Jakarta: The Indonesian military is dispatching 40 health workers to Gaza as a part of its humanitarian assistance to the enclave’s people, with the first group set to reach a UAE floating hospital in Egypt on Friday, before transfer to Rafah.
Indonesia has been one of the most vocal countries opposing Israel’s ongoing deadly invasion of Gaza and demanding an end to its occupation of Palestine.
Since the beginning of Tel Aviv’s daily bombardment of the besieged enclave in October, Indonesian authorities and people have sent several shipments with hundreds of tonnes of aid.
The first group of healthcare workers includes 25 doctors, nurses, midwives and other medical staff.
“What is happening in Gaza, in the Middle East, pierces our humanity,” Indonesian President-elect and Defense Minister Prabowo Subianto said at a pre-departure briefing in Jakarta on Wednesday evening.
“Indonesia must show solidarity, its humanitarian responsibility to defend the spirit of independence, the right for a nation to live and determine their own fate, free of oppression.”
“I thank you all for your willingness to serve. Good luck everyone,” Subianto said.
While there is a plan to transfer more than a dozen of the military health personnel to the UAE field hospital in Rafah, that part of the mission depends on the security situation in Gaza’s southern city, said Maj. Gen.

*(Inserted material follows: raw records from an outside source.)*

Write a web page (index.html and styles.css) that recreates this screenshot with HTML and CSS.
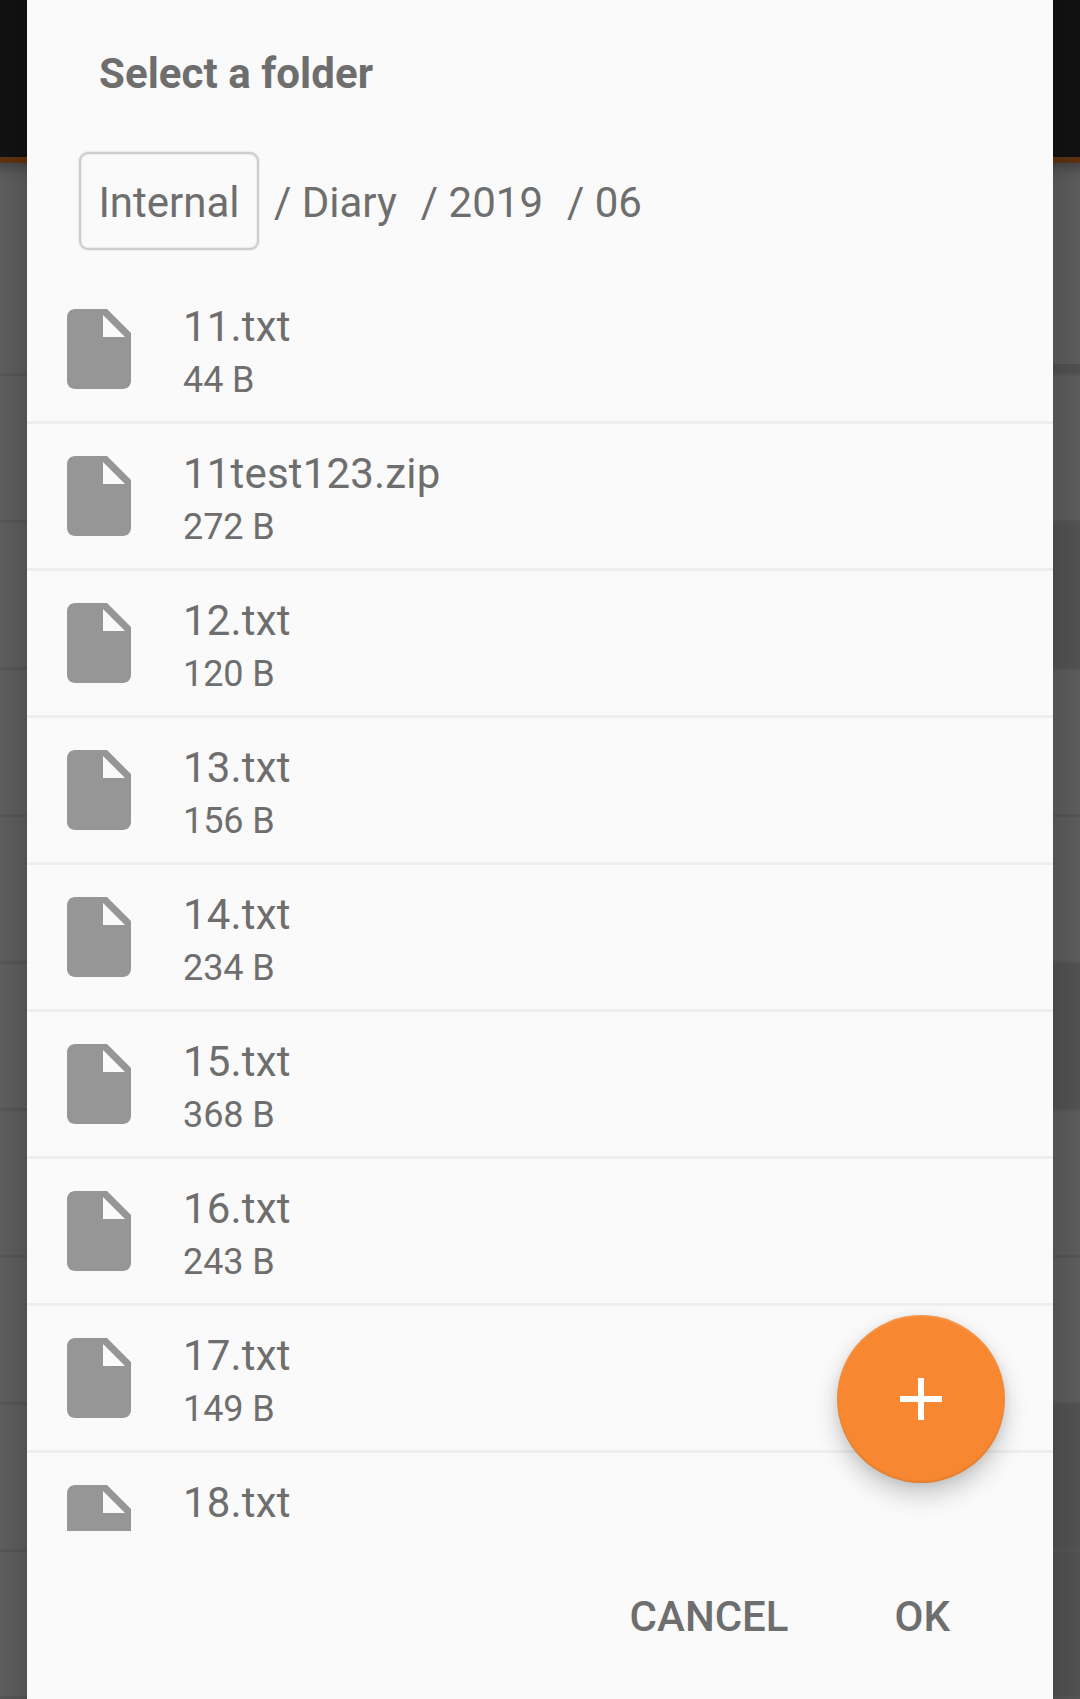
FILE: index.html
```
<!DOCTYPE html>
<html lang="en">
<head>
<meta charset="utf-8">
<title>Select a folder</title>
<link rel="stylesheet" href="styles.css">
</head>
<body>
<svg class="sprite" width="0" height="0" aria-hidden="true">
  <symbol id="file" viewBox="0 0 24 24"><path d="M6 2c-1.1 0-1.99.9-1.99 2L4 20c0 1.1.89 2 1.99 2H18c1.1 0 2-.9 2-2V8l-6-6H6zm7 7V3.5L18.5 9H13z"/></symbol>
</svg>
<div class="screen">
  <div class="strip left">
    <div class="bar"></div>
    <div class="row first"></div>
    <div class="row"></div><div class="row"></div><div class="row"></div><div class="row"></div>
    <div class="row"></div><div class="row"></div><div class="row"></div><div class="row"></div><div class="row"></div>
  </div>
  <main class="dialog">
    <h1 class="title">Select a folder</h1>
    <nav class="path">
      <span class="crumb root">Internal</span>
      <span class="crumb diary">/ Diary</span>
      <span class="crumb year">/ 2019</span>
      <span class="crumb">/ 06</span>
    </nav>
    <ul class="list">
      <li class="item"><svg class="icon"><use href="#file"/></svg><div class="info"><div class="name">11.txt</div><div class="size">44 B</div></div></li>
      <li class="item"><svg class="icon"><use href="#file"/></svg><div class="info"><div class="name">11test123.zip</div><div class="size">272 B</div></div></li>
      <li class="item"><svg class="icon"><use href="#file"/></svg><div class="info"><div class="name">12.txt</div><div class="size">120 B</div></div></li>
      <li class="item"><svg class="icon"><use href="#file"/></svg><div class="info"><div class="name">13.txt</div><div class="size">156 B</div></div></li>
      <li class="item"><svg class="icon"><use href="#file"/></svg><div class="info"><div class="name">14.txt</div><div class="size">234 B</div></div></li>
      <li class="item"><svg class="icon"><use href="#file"/></svg><div class="info"><div class="name">15.txt</div><div class="size">368 B</div></div></li>
      <li class="item"><svg class="icon"><use href="#file"/></svg><div class="info"><div class="name">16.txt</div><div class="size">243 B</div></div></li>
      <li class="item"><svg class="icon"><use href="#file"/></svg><div class="info"><div class="name">17.txt</div><div class="size">149 B</div></div></li>
      <li class="item"><svg class="icon"><use href="#file"/></svg><div class="info"><div class="name">18.txt</div></div></li>
    </ul>
    <div class="actions">
      <button class="action">CANCEL</button>
      <button class="action">OK</button>
    </div>
    <button class="fab" aria-label="New folder">
      <svg class="plus" viewBox="0 0 42 42"><path d="M18 0h6v18h18v6H24v18h-6V24H0v-6h18z"/></svg>
    </button>
  </main>
  <div class="strip right">
    <div class="bar"></div>
    <div class="row first edge"></div>
    <div class="row"></div><div class="row dark"></div><div class="row"></div><div class="row"></div>
    <div class="row dark"></div><div class="row"></div><div class="row"></div><div class="row dark"></div><div class="row dark"></div>
  </div>
</div>
</body>
</html>
```
FILE: styles.css
```
* { box-sizing: border-box; }
body { margin: 0; font-family: Roboto, "Liberation Sans", sans-serif; color: #6e6e6e; }
.sprite { display: block; }
.screen { display: grid; grid-template-columns: 27px 1026px 27px; height: 1699px; overflow: hidden; }

/* dimmed activity behind the dialog */
.strip { height: 1699px; overflow: hidden; background: #606060; position: relative; }
.strip::after { content: ""; position: absolute; inset: 0; }
.left::after { background: linear-gradient(to right, rgba(0,0,0,.03), rgba(0,0,0,.14)); }
.right::after { background: linear-gradient(to left, rgba(0,0,0,.05), rgba(0,0,0,.14)); }
.bar { height: 163px; background: #121212; border-bottom: 6px solid #613411; }
.row { height: 147px; border-bottom: 3px solid #595959; }
.first { height: 213px; background: linear-gradient(rgba(0,0,0,.24), rgba(0,0,0,.06) 10px, rgba(0,0,0,0) 20px); }
.edge { box-shadow: inset 0 -9px #545454; }
.dark { background: #555; }

.dialog { position: relative; display: flex; flex-direction: column; height: 1699px; background: #fafafa; }
.title { margin: 0; padding: 49px 72px 0; height: 152px; font-size: 42px; line-height: 50px; font-weight: 700; letter-spacing: .05px; }
.path { display: flex; align-items: center; height: 125px; padding: 0 0 27px 52px; font-size: 42px; line-height: 50px; }
.crumb { white-space: pre; padding-top: 3px; }
.root { display: flex; align-items: center; justify-content: center; width: 180px; height: 98px; margin-right: 15px; border: 2px solid #cdcdcd; border-radius: 9px; box-shadow: 0 0 2px #ccc, inset 0 0 2px #ccc; }
.diary { margin-right: 24px; }
.year { margin-right: 24px; }

.list { margin: 0; padding: 0; height: 1254px; overflow: hidden; list-style: none; }
.item { display: flex; height: 147px; padding: 24px 24px 0; border-bottom: 3px solid #eee; }
.icon { width: 96px; height: 96px; margin-right: 36px; fill: #969696; }
.name { padding-top: 1px; font-size: 42px; line-height: 50px; letter-spacing: .18px; }
.size { padding-top: 3px; font-size: 36px; line-height: 50px; letter-spacing: -.1px; }

.actions { display: flex; justify-content: flex-end; gap: 106px; padding: 61px 103px 0 0; }
.action { border: 0; padding: 0; background: none; color: inherit; font: 500 42px/50px Roboto, sans-serif; }

.fab { position: absolute; left: 810px; top: 1315px; width: 168px; height: 168px; display: flex; align-items: center; justify-content: center; padding: 0; border: 0; border-radius: 50%; background: #f78831; box-shadow: 0 12px 24px rgba(0,0,0,.2), 0 2px 10px rgba(0,0,0,.08), inset 0 -2px 2px rgba(0,0,0,.08), inset 0 2px 2px rgba(255,255,255,.1); }
.plus { width: 42px; height: 42px; fill: #fff; }
```
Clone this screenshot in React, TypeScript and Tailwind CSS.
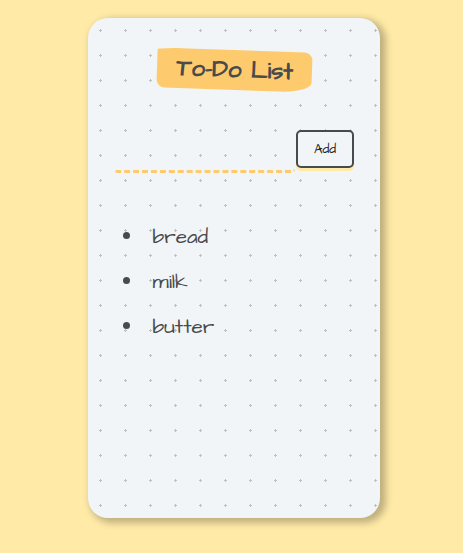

Ujang Darwis, the ministry’s director-general of defense strategy.
The Indonesian military will dispatch the second group of personnel from Jakarta after the first “safely arrives” at the Rafah field hospital, Darwis said in a report to Subianto.
The Indonesian health workers will serve four months on the mission, rotating their shifts between the floating hospital in Egypt and the field hospital in Rafah.